The physical human beings give notice to governments, creditors, and the
Courts that they have relinquished and are separate from their non-physical
legal persons and, therefore, are not responsible to follow government
regulations, pay taxes, pay debts, etc.
In
an oft-cited case called Meads v. Meads,
Associate Chief Justice J.D. Rooke of the Alberta Court of Queen’s Bench took
it upon himself in his reasons for decision to explore and challenge the OPCA
movement, which he viewed as an abuse of Canada’s legal system. Rooke A.C.J. explained:
This Court has developed a new awareness and
understanding of a category of vexatious litigant. As we shall see, while there
is often a lack of homogeneity, and some individuals or groups have no name or
special identity, they (by their own admission or by descriptions given by
others) often fall into the following descriptions: Detaxers; Freemen or
Freemen-on-the-Land; Sovereign Men or Sovereign Citizens; Church of the
Ecumenical Redemption International (CERI); Moorish Law; and other labels -
there is no closed list. In the absence of a better moniker, I have
collectively labelled them as Organized Pseudolegal Commercial Argument
litigants [“OPCA litigants”], to functionally define them collectively for what
they literally are. These persons employ a collection of techniques and
arguments promoted and sold by ‘gurus’ (as hereafter defined) to disrupt court
operations and to attempt to frustrate the legal rights of governments,
corporations, and individuals.
Over a decade of reported cases have proven
that the individual concepts advanced by OPCA litigants are invalid.

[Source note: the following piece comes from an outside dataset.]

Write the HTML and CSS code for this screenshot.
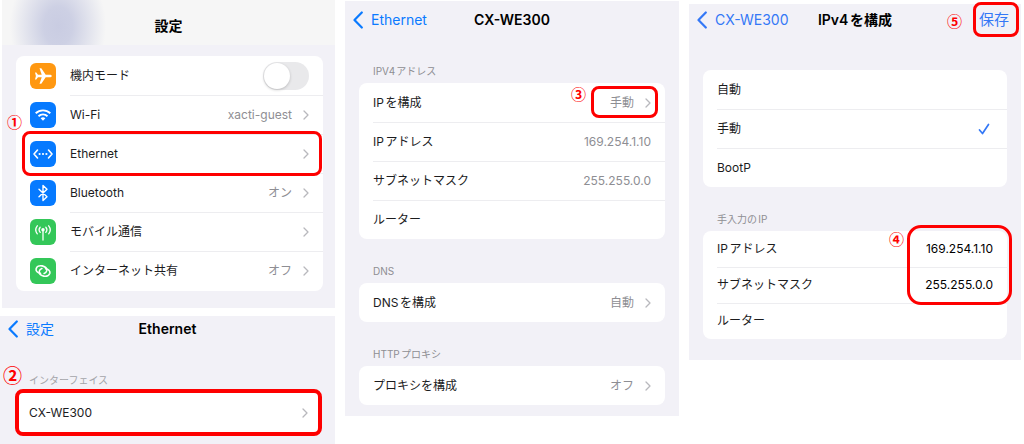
FILE: index.html
```html
<!DOCTYPE html>
<html lang="ja">
<head>
  <meta charset="UTF-8" />
  <meta name="viewport" content="width=device-width, initial-scale=1.0"/>
  <title>Ethernet 設定</title>
  <link rel="stylesheet" href="styles.css">
</head>
<body>
  <svg width="0" height="0" class="sprite" aria-hidden="true">
    <symbol id="chevron" viewBox="0 0 6 10">
      <path d="M1 1l4 4-4 4" fill="none" stroke="currentColor" stroke-width="1.3" stroke-linecap="round" stroke-linejoin="round"/>
    </symbol>
    <symbol id="back" viewBox="0 0 10 18">
      <path d="M8.800 1.500L1.500 9l7.300 7.500" fill="none" stroke="currentColor" stroke-width="2.200" stroke-linecap="round" stroke-linejoin="round"/>
    </symbol>
  </svg>

  <main class="guide">
    <div class="column">
      <!-- settings top -->
      <section class="screen screen-settings">
        <header class="top-bar">
          <h2>設定</h2>
        </header>
        <div class="card icon-card">
          <div class="row">
            <svg class="icon orange" viewBox="0 0 26 26">
              <path fill="#fff" d="M21.800 13c0-.8-1.100-1.300-2.300-1.300h-3.800L11.300 5.200H9.500l2.200 6.500H8L6.300 9.600H5l.9 3.400L5 16.400h1.300L8 14.300h3.700l-2.200 6.500h1.800l4.400-6.500h3.800c1.200 0 2.300-.5 2.300-1.300z"/>
            </svg>
            <label class="name" for="airplane">機内モード</label>
            <input type="checkbox" class="switch" id="airplane">
          </div>
          <a class="row" href="#">
            <svg class="icon blue" viewBox="0 0 26 26">
              <g fill="none" stroke="#fff" stroke-width="1.900">
                <path d="M5.700 11.300a10.500 10.500 0 0 1 14.600 0"/>
                <path d="M8.500 14.200a6.500 6.500 0 0 1 9 0"/>
              </g>
              <path fill="#fff" d="M10.600 16.300a3.500 3.500 0 0 1 4.800 0L13 18.800z"/>
            </svg>
            <span class="name">Wi-Fi</span>
            <span class="value">xacti-guest</span>
            <svg class="chevron"><use href="#chevron"/></svg>
          </a>
          <a class="row" href="#">
            <svg class="icon blue" viewBox="0 0 26 26">
              <path fill="none" stroke="#fff" stroke-width="1.600" stroke-linecap="round" stroke-linejoin="round" d="M7.500 9L4 13l3.500 4M18.500 9l3.500 4-3.500 4"/>
              <g fill="#fff"><circle cx="9.600" cy="13" r="1.100"/><circle cx="13" cy="13" r="1.100"/><circle cx="16.400" cy="13" r="1.100"/></g>
            </svg>
            <span class="name">Ethernet</span>
            <svg class="chevron"><use href="#chevron"/></svg>
            <span class="ring ring-1"></span>
            <span class="step step-1">①</span>
          </a>
          <a class="row" href="#">
            <svg class="icon blue" viewBox="0 0 26 26">
              <path fill="none" stroke="#fff" stroke-width="1.400" stroke-linejoin="round" stroke-linecap="round" d="M9 9.200l8 7.600-4 3.700v-15l4 3.700-8 7.600"/>
            </svg>
            <span class="name">Bluetooth</span>
            <span class="value">オン</span>
            <svg class="chevron"><use href="#chevron"/></svg>
          </a>
          <a class="row" href="#">
            <svg class="icon green" viewBox="0 0 26 26">
              <path fill="none" stroke="#fff" stroke-width="1.300" stroke-linecap="round" d="M13 11v10M10.200 8.200a4 4 0 0 0 0 5.200M15.800 8.200a4 4 0 0 1 0 5.200M7.300 6.800a6.500 6.500 0 0 0 0 8M18.700 6.800a6.500 6.500 0 0 1 0 8"/>
              <circle cx="13" cy="10.800" r="1.700" fill="#fff"/>
            </svg>
            <span class="name">モバイル通信</span>
            <svg class="chevron"><use href="#chevron"/></svg>
          </a>
          <a class="row" href="#">
            <svg class="icon green" viewBox="0 0 26 26">
              <g fill="none" stroke="#fff" stroke-width="1.600" stroke-linecap="round">
                <path d="M10.500 15.300C7.600 15 5.700 13 6.100 10.800c.5-2.300 3.100-3.500 6.100-2.900 3 .7 5 2.700 4.500 5-.3 1.200-1.300 2.100-2.600 2.500"/>
                <path d="M15.500 10.700c2.900.3 4.800 2.300 4.400 4.500-.5 2.300-3.100 3.500-6.100 2.900-3-.7-5-2.700-4.500-5 .3-1.200 1.300-2.100 2.600-2.500"/>
              </g>
            </svg>
            <span class="name">インターネット共有</span>
            <span class="value">オフ</span>
            <svg class="chevron"><use href="#chevron"/></svg>
          </a>
        </div>
      </section>

      <!-- interface list -->
      <section class="screen screen-interface">
        <header class="nav">
          <a class="back" href="#"><svg><use href="#back"/></svg>設定</a>
          <h2>Ethernet</h2>
        </header>
        <h3>インターフェイス</h3>
        <div class="card">
          <a class="row" href="#">
            <span class="name">CX-WE300</span>
            <svg class="chevron"><use href="#chevron"/></svg>
            <span class="ring ring-2"></span>
            <span class="step step-2">②</span>
          </a>
        </div>
      </section>
    </div>

    <!-- adapter details -->
    <section class="screen screen-adapter">
      <header class="nav">
        <a class="back" href="#"><svg><use href="#back"/></svg>Ethernet</a>
        <h2>CX-WE300</h2>
      </header>
      <h3>IPV4アドレス</h3>
      <div class="card">
        <a class="row" href="#">
          <span class="name">IPを構成</span>
          <span class="value">手動</span>
          <svg class="chevron"><use href="#chevron"/></svg>
          <span class="ring ring-3"></span>
          <span class="step step-3">③</span>
        </a>
        <div class="row"><span class="name">IPアドレス</span><span class="value">169.254.1.10</span></div>
        <div class="row"><span class="name">サブネットマスク</span><span class="value">255.255.0.0</span></div>
        <div class="row"><span class="name">ルーター</span></div>
      </div>
      <h3>DNS</h3>
      <div class="card">
        <a class="row" href="#">
          <span class="name">DNSを構成</span>
          <span class="value">自動</span>
          <svg class="chevron"><use href="#chevron"/></svg>
        </a>
      </div>
      <h3>HTTPプロキシ</h3>
      <div class="card">
        <a class="row" href="#">
          <span class="name">プロキシを構成</span>
          <span class="value">オフ</span>
          <svg class="chevron"><use href="#chevron"/></svg>
        </a>
      </div>
    </section>

    <!-- manual IPv4 -->
    <section class="screen screen-ipv4">
      <header class="nav">
        <a class="back" href="#"><svg><use href="#back"/></svg>CX-WE300</a>
        <h2>IPv4を構成</h2>
        <div class="save-box">
          <button type="button" class="save">保存</button>
          <span class="ring ring-5"></span>
          <span class="step step-5">⑤</span>
        </div>
      </header>
      <div class="card choices">
        <label class="row"><span class="name">自動</span><input type="radio" name="mode"></label>
        <label class="row">
          <span class="name">手動</span><input type="radio" name="mode" checked>
          <svg class="check" viewBox="0 0 12 12"><path d="M1.500 7l3 3.500 6-9" fill="none" stroke="currentColor" stroke-width="1.700" stroke-linecap="round" stroke-linejoin="round"/></svg>
        </label>
        <label class="row"><span class="name">BootP</span><input type="radio" name="mode"></label>
      </div>
      <h3>手入力のIP</h3>
      <div class="card fields">
        <div class="row"><label class="name" for="ip">IPアドレス</label><input type="text" id="ip" value="169.254.1.10"></div>
        <div class="row"><label class="name" for="mask">サブネットマスク</label><input type="text" id="mask" value="255.255.0.0"></div>
        <div class="row"><label class="name" for="router">ルーター</label><input type="text" id="router"></div>
        <span class="ring ring-4"></span>
        <span class="step step-4">④</span>
      </div>
    </section>
  </main>
</body>
</html>
```

FILE: styles.css
```css
:root {
  --bg: #f2f1f7;
  --text: #1c1c1e;
  --muted: #8e8e93;
  --line: #ededf0;
  --blue: #0a7aff;
  --red: #fe0000;
}

* {
  box-sizing: border-box;
}

body {
  margin: 0;
  background: #fff;
  color: var(--text);
  font-family: Inter, "Noto Sans CJK JP", sans-serif;
  font-size: 12px;
  line-height: 16px;
  text-autospace: normal;
}

.sprite {
  position: absolute;
}

a {
  color: inherit;
  text-decoration: none;
}

.guide {
  display: grid;
  grid-template-columns: 335fr 334fr 332fr;
  column-gap: 10px;
  align-items: start;
  min-height: 100vh;
  padding-right: 3px;
}

.column {
  display: flex;
  flex-direction: column;
  gap: 8px;
  min-height: 100vh;
}

.screen {
  background: var(--bg);
  padding: 0 14px;
}

.screen-settings {
  margin-left: 2px;
  padding: 0 0 17px;
}

.screen-settings .card {
  margin: 11px 12px 0 14px;
  padding-bottom: 1px;
}

.screen-interface {
  flex: 1;
  padding-left: 16px;
}

.screen-adapter {
  margin-top: 1px;
  padding-bottom: 11px;
}

.screen-ipv4 {
  margin-top: 4px;
  padding-bottom: 21px;
}

/* headers */
h2 {
  margin: 0;
  font-size: 14px;
  font-weight: 600;
  line-height: 20px;
  color: #000;
}

h3 {
  margin: 24px 14px 4px;
  font-size: 10px;
  font-weight: 400;
  line-height: 16px;
  color: var(--muted);
}

.top-bar {
  height: 45px;
  padding-top: 16px;
  text-align: center;
  background: radial-gradient(ellipse 48px 64px at 56px 26px, #c9cce2 0, #cdd0e4 30%, rgba(246, 246, 246, 0) 100%), #f6f6f6;
}

.nav {
  display: grid;
  grid-template-columns: 1fr auto 1fr;
  align-items: center;
  height: 38px;
  margin: 0 -6px;
}

.back {
  display: flex;
  align-items: center;
  gap: 8px;
  font-size: 14px;
  line-height: 20px;
  color: var(--blue);
}

.back svg {
  width: 10px;
  height: 18px;
}

.screen-interface .nav {
  height: 26px;
  margin: 0 -6px 0 -8px;
}

.screen-interface h3 {
  margin: 30px 13px 3px;
  color: #a4a4a9;
}

.screen-ipv4 .nav {
  height: 32px;
  margin-bottom: 34px;
}

.screen-ipv4 .back,
.save,
.check {
  color: #3478f6;
}

/* cards */
.card {
  position: relative;
  background: #fff;
  border-radius: 8px;
}

.row {
  position: relative;
  display: flex;
  align-items: center;
  height: 39px;
  padding: 0 14px;
}

.row + .row::before {
  content: "";
  position: absolute;
  top: 0;
  left: 14px;
  right: 0;
  height: 1px;
  background: var(--line);
}

.icon-card .row + .row::before {
  left: 54px;
}

.name {
  flex: 1;
}

.value {
  color: var(--muted);
}

.chevron {
  width: 6px;
  height: 10px;
  margin-left: 11px;
  color: #b8b8bd;
}

.icon {
  width: 26px;
  height: 26px;
  margin-right: 14px;
  border-radius: 6px;
}

.orange {
  background: #ff9811;
}

.blue {
  background: #067aff;
}

.green {
  background: #34c759;
}

.screen-interface .row {
  height: 43px;
  padding: 0 13px;
}

.fields .row {
  height: 36px;
}

/* controls */
.switch {
  appearance: none;
  width: 46px;
  height: 28px;
  margin: 0;
  padding: 1px;
  border-radius: 14px;
  background: #e9e9eb;
}

.switch::before {
  content: "";
  display: block;
  width: 26px;
  height: 26px;
  border-radius: 50%;
  background: #fff;
  box-shadow: 0 1px 3px rgba(0, 0, 0, 0.2);
}

.switch:checked {
  background: #34c759;
}

.switch:checked::before {
  margin-left: 18px;
}

.choices input {
  appearance: none;
  margin: 0;
}

.check {
  width: 12px;
  height: 12px;
  margin-right: 3px;
}

.fields input {
  width: 80px;
  padding: 0;
  border: none;
  background: none;
  color: #000;
  font: inherit;
  text-align: right;
}

.save-box {
  position: relative;
  justify-self: end;
  padding-right: 4px;
}

.save {
  display: block;
  padding: 0;
  border: none;
  background: none;
  font: inherit;
  font-size: 15px;
  line-height: 20px;
}

/* red marks */
.ring {
  position: absolute;
  border: 3px solid var(--red);
  border-radius: 8px;
  pointer-events: none;
  z-index: 1;
}

.ring-1 {
  inset: -3px 1px -3px 6px;
}

.ring-2 {
  inset: -2px -1px;
  border-width: 4px;
}

.ring-3 {
  inset: 3px 7px 4px auto;
  width: 67px;
}

.ring-4 {
  top: -6px;
  right: -5px;
  width: 105px;
  height: 80px;
  border-radius: 14px;
}

.ring-5 {
  inset: -8px -6px -7px;
}

.step {
  position: absolute;
  font-family: "Noto Sans CJK JP", sans-serif;
  font-size: 15px;
  font-weight: 700;
  line-height: 16px;
  color: var(--red);
}

.step-1 {
  top: -20px;
  left: -9px;
}

.step-2 {
  top: -24px;
  left: -13px;
  font-size: 19px;
}

.step-3 {
  top: 3px;
  right: 79px;
}

.step-4 {
  top: 0;
  right: 103px;
}

.step-5 {
  top: 3px;
  right: 51px;
}
```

What
remains is to categorize these schemes and concepts, identify global defects to
simplify future response to variations of identified and invalid OPCA themes,
and develop court procedures and sanctions for persons who adopt and advance
these vexatious litigation strategies.
One participant in this matter, the
Respondent … appears to be a sophisticated and educated person, but is also an
OPCA litigant. One of the purposes of these Reasons is, through this litigant,
to uncover, expose, collate, and publish the tactics employed by the OPCA
community, as a part of a process to eradicate the growing abuse that these
litigants direct towards the justice and legal system we otherwise enjoy in
Alberta and across Canada. I will respond on a point-by-point basis to the
broad spectrum of OPCA schemes, concepts, and arguments advanced in this action
by [the Respondent].
Meads v. Meads was decided in 2012; OPCA
litigants hardly seem to have been deterred by the chastisement of Rooke A.C.J.
and the consistent failure of their arguments in the years following. In May of this year, the Court of Appeal for Ontario heard an appeal from the dismissal of an application by two individuals
who maintained that various sections of the Income
Tax Act, the Excise Tax Act, and
the Ontario Business Corporations Act
are of no force or effect because they infringe on the individuals’ rights to
life, liberty and security of the person as guaranteed by Section 7 of the Canadian Charter of Rights and Freedoms. The individuals sought repayment by the
government of approximately $2.9 million in “withholdings”, $447,000 in HST,
and $485,000 in accounting fees. They
also requested an award of “tort damages” of $1.925 million.
In
its reasons dismissing the appeal, the Court of Appeal summarized the OPCA
relied upon by the applicants:
The appellants assert that while they are
entitled to live in the geographic landmass known as Canada, they are not
subject to any of the laws enacted by the Juristic Federal Unit Canada, or
presumably provinces or municipalities that also enact laws, unless they
consent. Arguably arbitrary designations or distinctions drawn by statutes,
such as “residency,” or status as officers and directors of privately
incorporated companies under provincial laws, do not apply to them without
their consent. This, they say, flows from s. 7 of the Charter and also from their reading of Article 1 of the International Covenant on Civil and
Political Rights, which binds the Juristic Federal Unit Canada.
Consequently they are not subject to the provisions of the Income Tax Act, R.S.C. 1985, c. 1 (5th Supp.), the Excise Tax Act, R.S.C. 1985, c. E-15, or
various other pieces of legislation such as Ontario’s Business Corporations Act, R.S.O. 1990, c. B.16.
In essence, the appellants claim the right to
live in Canada, but to be free from the obligations and language of any laws
they do not choose to accept. This they say is an implication of “[t]he right
to choose as guaranteed by s.7 of the Charter”.
No
doubt to the disappointment of OPCA litigants everywhere, the Court of Appeal
concluded that: “At least as long as they continue to live in Canada, to reside
here, the appellants are subject to federal and provincial laws that apply to
residents of Canada, including the Income Tax Act.” However, this decision and the many similar decisions
that preceded it will likely do little to deter OPCA litigants from pushing on
with the fight to live in Canada free of the burdens of law and government.